Someone called 911 before the explosion to say “Shots fired” – probably to draw in the police since no shots were fired. What the hell purpose does this bombing serve? Was the AT&T building it was parked next to the intended target? Not since the IRA bombing in Northern Ireland has a terrorist given warning of a bombing. In Northern Ireland, someone would call the police and say: “We are going to set off a car bomb in two minutes.” I met a guy from N. Ireland who told me, “when you heard the siren, you ran away from the windows as fast as possible, because they would spray glass to kill people.” This incident had an RV with a recording.
Without any real evidence (yet) but it’s my educated guess this will prove to be a domestic act by an American, not a foreign one like Al Qaida. Just like Oklahoma City. But who? The FBI is now in charge of finding out.

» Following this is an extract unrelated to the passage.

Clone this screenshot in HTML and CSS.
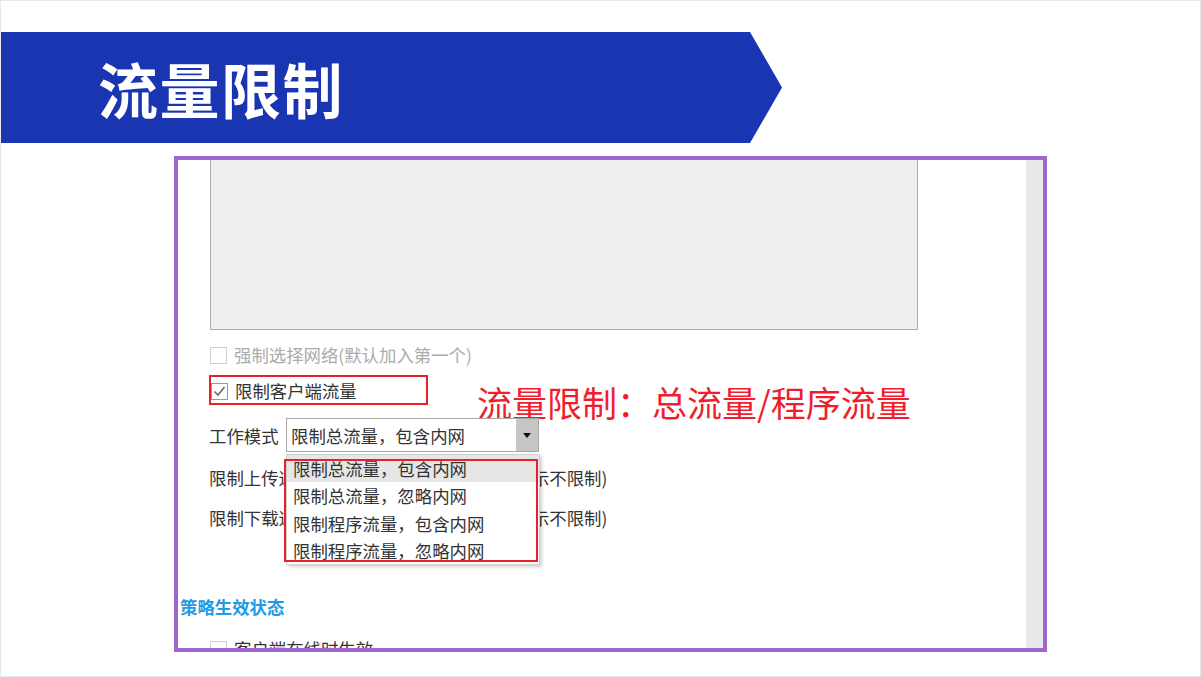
FILE: index.html
```html
<!DOCTYPE html>
<html lang="zh-CN">
<head>
  <meta charset="UTF-8" />
  <title>流量限制</title>
  <link rel="stylesheet" href="styles.css">
</head>
<body>
  <div class="slide">
    <div class="banner">
      <h1>流量限制</h1>
    </div>

    <div class="frame">
      <div class="content">
        <div class="net-list"></div>

        <div class="row check-row disabled">
          <span class="check"></span>
          <span>强制选择网络(默认加入第一个)</span>
        </div>

        <div class="row check-row mark">
          <span class="check on">
            <svg width="15" height="15" viewBox="0 0 15 15"><polyline points="2.5,7.5 6,11 12.5,3" fill="none" stroke="#6a6a6a" stroke-width="1.6"/></svg>
          </span>
          <span>限制客户端流量</span>
        </div>

        <div class="note">流量限制：总流量/程序流量</div>

        <div class="row mode-row">
          <span class="label">工作模式</span>
          <div class="select">
            <span class="select-text">限制总流量，包含内网</span>
            <span class="select-btn"><span class="arrow"></span></span>

            <div class="dropdown">
              <div class="opt active">限制总流量，包含内网</div>
              <div class="opt">限制总流量，忽略内网</div>
              <div class="opt">限制程序流量，包含内网</div>
              <div class="opt">限制程序流量，忽略内网</div>
              <div class="mark-box"></div>
            </div>
          </div>
        </div>

        <div class="row speed-row">
          <span class="label wide">限制上传速度</span>
          <span class="speed-input"></span>
          <span>(0表示不限制)</span>
        </div>

        <div class="row speed-row">
          <span class="label wide">限制下载速度</span>
          <span class="speed-input"></span>
          <span>(0表示不限制)</span>
        </div>

        <div class="section-title">策略生效状态</div>

        <div class="row check-row">
          <span class="check"></span>
          <span>客户端在线时生效</span>
        </div>
      </div>
      <div class="scrollbar"></div>
    </div>
  </div>
</body>
</html>
```

FILE: styles.css
```css
html, body {
  margin: 0;
  padding: 0;
  background: #fff;
  font-family: "Noto Sans CJK SC", "Noto Sans", sans-serif;
}

.slide {
  width: 1199px;
  height: 675px;
  border: 1px solid #e6e8ef;
  background: #fff;
  overflow: hidden;
}

.banner {
  margin-top: 31px;
  width: 781px;
  height: 111px;
  background: #1935b1;
  clip-path: polygon(0 0, 749px 0, 100% 50%, 749px 100%, 0 100%);
  display: flex;
  align-items: center;
  padding-left: 97px;
  box-sizing: border-box;
}

.banner h1 {
  margin: 0;
  color: #fff;
  font-size: 60px;
  font-weight: 700;
  letter-spacing: 1.5px;
  line-height: 1;
}

.frame {
  margin: 13px 0 0 173px;
  width: 865px;
  height: 488px;
  border: 4px solid #a066cc;
  display: flex;
  overflow: hidden;
}

.content {
  flex: 1;
  position: relative;
  display: flex;
  flex-direction: column;
  font-size: 17.4px;
  color: #333;
}

.scrollbar {
  width: 17px;
  background: #e9e9e9;
}

.net-list {
  margin-left: 32px;
  width: 708px;
  height: 170px;
  box-sizing: border-box;
  background: #efefef;
  border: 1px solid #a9abae;
  border-top: none;
  flex: none;
}

.row {
  display: flex;
  align-items: center;
  margin-left: 32px;
  flex: none;
  white-space: nowrap;
}

.check-row {
  height: 18px;
  line-height: 18px;
  gap: 7px;
  margin-top: 16px;
}

.check-row.disabled {
  color: #ababab;
}

.check {
  width: 17px;
  height: 17px;
  box-sizing: border-box;
  border: 1px solid #cfcfcf;
  background: #fff;
  display: flex;
  align-items: center;
  justify-content: center;
}

.check.on {
  border-color: #9a9a9a;
}

.check-row.mark {
  margin-top: 11px;
  margin-left: 31px;
  width: 219px;
  height: 30px;
  box-sizing: border-box;
  border: 2px solid #e8202a;
  padding: 5px 0 3px 0;
  gap: 7px;
}

.note {
  position: absolute;
  left: 299px;
  top: 222px;
  font-size: 35px;
  line-height: 40px;
  color: #f01e2c;
  white-space: nowrap;
}

.mode-row {
  margin-top: 13px;
  height: 34px;
  gap: 7px;
  margin-left: 31px;
}

.label {
  width: 70px;
  flex: none;
}

.label.wide {
  width: 102px;
}

.select {
  position: relative;
  width: 253px;
  height: 34px;
  box-sizing: border-box;
  border: 1px solid #a8a8a8;
  display: flex;
  align-items: center;
  background: #fff;
}

.select-text {
  flex: 1;
  padding-left: 4px;
}

.select-btn {
  width: 22px;
  height: 100%;
  background: #c6c6c6;
  display: flex;
  align-items: center;
  justify-content: center;
}

.arrow {
  width: 0;
  height: 0;
  border-left: 4px solid transparent;
  border-right: 4px solid transparent;
  border-top: 5px solid #111;
}

.dropdown {
  position: absolute;
  left: -1px;
  top: 35px;
  width: 254px;
  box-sizing: border-box;
  background: #fff;
  border: 1px solid #d2d2d2;
  box-shadow: 2px 2px 3px rgba(0, 0, 0, 0.18);
  z-index: 10;
}

.opt {
  height: 27.3px;
  line-height: 27.3px;
  padding-left: 6px;
}

.opt.active {
  background: #e6e6e6;
}

.mark-box {
  position: absolute;
  left: -3px;
  top: 4px;
  width: 254px;
  height: 103px;
  box-sizing: border-box;
  border: 2px solid #e8202a;
}

.speed-row {
  height: 30px;
  margin-top: 10px;
  margin-left: 31px;
}

.speed-input {
  width: 172px;
  height: 26px;
  margin: 0 8px;
  flex: none;
}

.section-title {
  margin: 65px 0 0 2px;
  height: 20px;
  line-height: 20px;
  color: #1f9be3;
  font-weight: 700;
  font-size: 17.4px;
  flex: none;
}

.section-title + .check-row {
  margin-top: 23px;
}
```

Ironically, I was just in Nashville in February at a national meeting (before we knew about covid) regarding our security film product that goes on the glass to keep it from blowing out during a hurricane, break-in…or a Level 2 explosion. I stayed in a hotel near this bomb site. Its windows most likely blew out from the blast wave along with the 20 or so damaged buildings. Our security film would have prevented the flying glass and empty frames that dozens of building owners now face.
A tornado raised hell destroying parts of downtown Nashville a week after our February meeting. Until then, and now, I never suspected there was this great need for our protection in this quiet little town.
How strange is that? No place is safe. That seems to be the message.